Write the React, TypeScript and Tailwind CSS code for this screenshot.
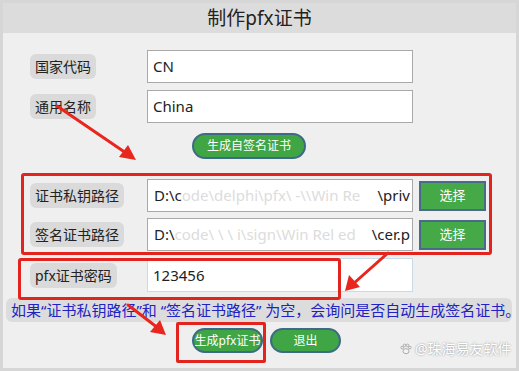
import React from 'react';

const font = { fontFamily: '"Noto Sans", "Noto Sans CJK SC", sans-serif' };

function Label({ text }: { text: string }) {
  return (
    <div className="w-[117px] flex items-center">
      <span className="bg-[#dadada] rounded-md px-[5px] h-[25px] flex items-center text-[14px] text-[#222]">{text}</span>
    </div>
  );
}

function PathValue({ head, mid, tail }: { head: string; mid: string; tail: string }) {
  return (
    <div className="w-[266px] h-[33px] bg-white border border-[#a9a9a9] flex items-center justify-between pl-[6px] pr-[2px] text-[15px] text-[#222] overflow-hidden whitespace-nowrap">
      <span>
        {head}
        <span className="text-[#dcdcdc]">{mid}</span>
      </span>
      <span>{tail}</span>
    </div>
  );
}

function ChooseButton() {
  return (
    <button className="ml-[6px] w-[67px] h-[30px] bg-[#44a946] border-2 border-[#4a6a8a] text-white text-[13px] flex items-center justify-center">
      选择
    </button>
  );
}

export default function App() {
  return (
    <div style={font} className="relative w-[519px] h-[371px] bg-[#d6d6d6] p-[3px] overflow-hidden">
      <div className="h-full bg-[#efefef] flex flex-col rounded-t-sm">
        <div className="h-[30px] bg-[#dcdcdc] flex items-center justify-center text-[19px] text-[#222]">制作pfx证书</div>

        <div className="flex ml-[27px] mt-[17px] h-[33px]">
          <Label text="国家代码" />
          <div className="w-[266px] h-[33px] bg-white border border-[#a9a9a9] flex items-center pl-[5px] text-[15px] text-[#222]">CN</div>
        </div>
        <div className="flex ml-[27px] mt-[7px] h-[33px]">
          <Label text="通用名称" />
          <div className="w-[266px] h-[33px] bg-white border border-[#a9a9a9] flex items-center pl-[5px] text-[15px] text-[#222]">China</div>
        </div>

        <div className="mt-[10px] flex">
          <button className="ml-[189px] w-[114px] h-[26px] rounded-full bg-[#3fa545] border-2 border-[#3d6b85] text-white text-[12px] flex items-center justify-center">
            生成自签名证书
          </button>
        </div>

        <div className="ml-[18px] mt-[14px] w-[471px] h-[82px] border-[3px] border-[#e3231d] rounded-[3px] pt-[3px] pl-[6px] flex flex-col gap-[6px]">
          <div className="flex items-center h-[33px]">
            <Label text="证书私钥路径" />
            <PathValue head="D:\c" mid="ode\delphi\pfx\ -\\Win   Re  " tail="\priv" />
            <ChooseButton />
          </div>
          <div className="flex items-center h-[33px]">
            <Label text="签名证书路径" />
            <PathValue head="D:\" mid="code\ \ \ i\sign\Win  Rel ed" tail="\cer.p" />
            <ChooseButton />
          </div>
        </div>

        <div className="flex ml-[27px] mt-[3px] h-[34px]">
          <Label text="pfx证书密码" />
          <div className="w-[266px] h-[34px] bg-white border border-[#c9dbe9] flex items-center pl-[5px] text-[15px] text-[#222]">123456</div>
        </div>

        <div className="mt-[6px] ml-[3px] mr-[4px] h-[24px] bg-[#dcdcdc] rounded-md flex items-center pl-[5px] text-[15px] text-[#2222c4] whitespace-nowrap">
          如果“证书私钥路径”和 “签名证书路径” 为空，会询问是否自动生成签名证书。
        </div>

        <div className="mt-[6px] flex gap-[7px] ml-[189px]">
          <button className="w-[71px] h-[25px] rounded-full bg-[#3fa545] border-2 border-[#3d6b85] text-white text-[12px] flex items-center justify-center">
            生成pfx证书
          </button>
          <button className="w-[71px] h-[25px] rounded-full bg-[#3fa545] border-2 border-[#3d6b85] text-white text-[12px] flex items-center justify-center">
            退出
          </button>
        </div>
      </div>

      {/* annotation boxes */}
      <div className="absolute left-[18px] top-[258px] w-[323px] h-[42px] border-[3px] border-[#e3231d] rounded-[3px]" />
      <div className="absolute left-[176px] top-[322px] w-[90px] h-[41px] border-[3px] border-[#e3231d] rounded-[2px]" />

      {/* annotation arrows */}
      <svg className="absolute inset-0" width="519" height="371" viewBox="0 0 519 371">
        <g stroke="#e8261e" strokeWidth="3" strokeLinecap="round">
          <line x1="57" y1="106" x2="126" y2="153" />
          <line x1="388" y1="253" x2="353" y2="284" />
          <line x1="128" y1="305" x2="158" y2="328" />
        </g>
        <g fill="#e8261e">
          <polygon points="136,160 119,157 128,145" />
          <polygon points="345,291 349,275 360,287" />
          <polygon points="166,335 150,332 160,320" />
        </g>
      </svg>

      {/* watermark */}
      <div className="absolute left-[400px] top-[338px] flex items-center gap-[3px] text-[14px] text-white [text-shadow:0_0_2px_#888]">
        <svg width="12" height="12" viewBox="0 0 12 12" fill="#f4f4f4" stroke="#9a9a9a" strokeWidth="0.8">
          <ellipse cx="6" cy="8.2" rx="3" ry="2.5" />
          <circle cx="2.2" cy="4.6" r="1.3" />
          <circle cx="4.5" cy="2.4" r="1.3" />
          <circle cx="7.5" cy="2.4" r="1.3" />
          <circle cx="9.8" cy="4.6" r="1.3" />
        </svg>
        <span>@珠海易友软件</span>
      </div>
    </div>
  );
}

EXERCISE TASK:
Repeat the material exactly as it reads, without any of its pictures.

ANSWER:
Write the React, TypeScript and Tailwind CSS code for this screenshot.
import React from 'react';

const font = { fontFamily: '"Noto Sans", "Noto Sans CJK SC", sans-serif' };

function Label({ text }: { text: string }) {
  return (
    <div className="w-[117px] flex items-center">
      <span className="bg-[#dadada] rounded-md px-[5px] h-[25px] flex items-center text-[14px] text-[#222]">{text}</span>
    </div>
  );
}

function PathValue({ head, mid, tail }: { head: string; mid: string; tail: string }) {
  return (
    <div className="w-[266px] h-[33px] bg-white border border-[#a9a9a9] flex items-center justify-between pl-[6px] pr-[2px] text-[15px] text-[#222] overflow-hidden whitespace-nowrap">
      <span>
        {head}
        <span className="text-[#dcdcdc]">{mid}</span>
      </span>
      <span>{tail}</span>
    </div>
  );
}

function ChooseButton() {
  return (
    <button className="ml-[6px] w-[67px] h-[30px] bg-[#44a946] border-2 border-[#4a6a8a] text-white text-[13px] flex items-center justify-center">
      选择
    </button>
  );
}

export default function App() {
  return (
    <div style={font} className="relative w-[519px] h-[371px] bg-[#d6d6d6] p-[3px] overflow-hidden">
      <div className="h-full bg-[#efefef] flex flex-col rounded-t-sm">
        <div className="h-[30px] bg-[#dcdcdc] flex items-center justify-center text-[19px] text-[#222]">制作pfx证书</div>

        <div className="flex ml-[27px] mt-[17px] h-[33px]">
          <Label text="国家代码" />
          <div className="w-[266px] h-[33px] bg-white border border-[#a9a9a9] flex items-center pl-[5px] text-[15px] text-[#222]">CN</div>
        </div>
        <div className="flex ml-[27px] mt-[7px] h-[33px]">
          <Label text="通用名称" />
          <div className="w-[266px] h-[33px] bg-white border border-[#a9a9a9] flex items-center pl-[5px] text-[15px] text-[#222]">China</div>
        </div>

        <div className="mt-[10px] flex">
          <button className="ml-[189px] w-[114px] h-[26px] rounded-full bg-[#3fa545] border-2 border-[#3d6b85] text-white text-[12px] flex items-center justify-center">
            生成自签名证书
          </button>
        </div>

        <div className="ml-[18px] mt-[14px] w-[471px] h-[82px] border-[3px] border-[#e3231d] rounded-[3px] pt-[3px] pl-[6px] flex flex-col gap-[6px]">
          <div className="flex items-center h-[33px]">
            <Label text="证书私钥路径" />
            <PathValue head="D:\c" mid="ode\delphi\pfx\ -\\Win   Re  " tail="\priv" />
            <ChooseButton />
          </div>
          <div className="flex items-center h-[33px]">
            <Label text="签名证书路径" />
            <PathValue head="D:\" mid="code\ \ \ i\sign\Win  Rel ed" tail="\cer.p" />
            <ChooseButton />
          </div>
        </div>

        <div className="flex ml-[27px] mt-[3px] h-[34px]">
          <Label text="pfx证书密码" />
          <div className="w-[266px] h-[34px] bg-white border border-[#c9dbe9] flex items-center pl-[5px] text-[15px] text-[#222]">123456</div>
        </div>

        <div className="mt-[6px] ml-[3px] mr-[4px] h-[24px] bg-[#dcdcdc] rounded-md flex items-center pl-[5px] text-[15px] text-[#2222c4] whitespace-nowrap">
          如果“证书私钥路径”和 “签名证书路径” 为空，会询问是否自动生成签名证书。
        </div>

        <div className="mt-[6px] flex gap-[7px] ml-[189px]">
          <button className="w-[71px] h-[25px] rounded-full bg-[#3fa545] border-2 border-[#3d6b85] text-white text-[12px] flex items-center justify-center">
            生成pfx证书
          </button>
          <button className="w-[71px] h-[25px] rounded-full bg-[#3fa545] border-2 border-[#3d6b85] text-white text-[12px] flex items-center justify-center">
            退出
          </button>
        </div>
      </div>

      {/* annotation boxes */}
      <div className="absolute left-[18px] top-[258px] w-[323px] h-[42px] border-[3px] border-[#e3231d] rounded-[3px]" />
      <div className="absolute left-[176px] top-[322px] w-[90px] h-[41px] border-[3px] border-[#e3231d] rounded-[2px]" />

      {/* annotation arrows */}
      <svg className="absolute inset-0" width="519" height="371" viewBox="0 0 519 371">
        <g stroke="#e8261e" strokeWidth="3" strokeLinecap="round">
          <line x1="57" y1="106" x2="126" y2="153" />
          <line x1="388" y1="253" x2="353" y2="284" />
          <line x1="128" y1="305" x2="158" y2="328" />
        </g>
        <g fill="#e8261e">
          <polygon points="136,160 119,157 128,145" />
          <polygon points="345,291 349,275 360,287" />
          <polygon points="166,335 150,332 160,320" />
        </g>
      </svg>

      {/* watermark */}
      <div className="absolute left-[400px] top-[338px] flex items-center gap-[3px] text-[14px] text-white [text-shadow:0_0_2px_#888]">
        <svg width="12" height="12" viewBox="0 0 12 12" fill="#f4f4f4" stroke="#9a9a9a" strokeWidth="0.8">
          <ellipse cx="6" cy="8.2" rx="3" ry="2.5" />
          <circle cx="2.2" cy="4.6" r="1.3" />
          <circle cx="4.5" cy="2.4" r="1.3" />
          <circle cx="7.5" cy="2.4" r="1.3" />
          <circle cx="9.8" cy="4.6" r="1.3" />
        </svg>
        <span>@珠海易友软件</span>
      </div>
    </div>
  );
}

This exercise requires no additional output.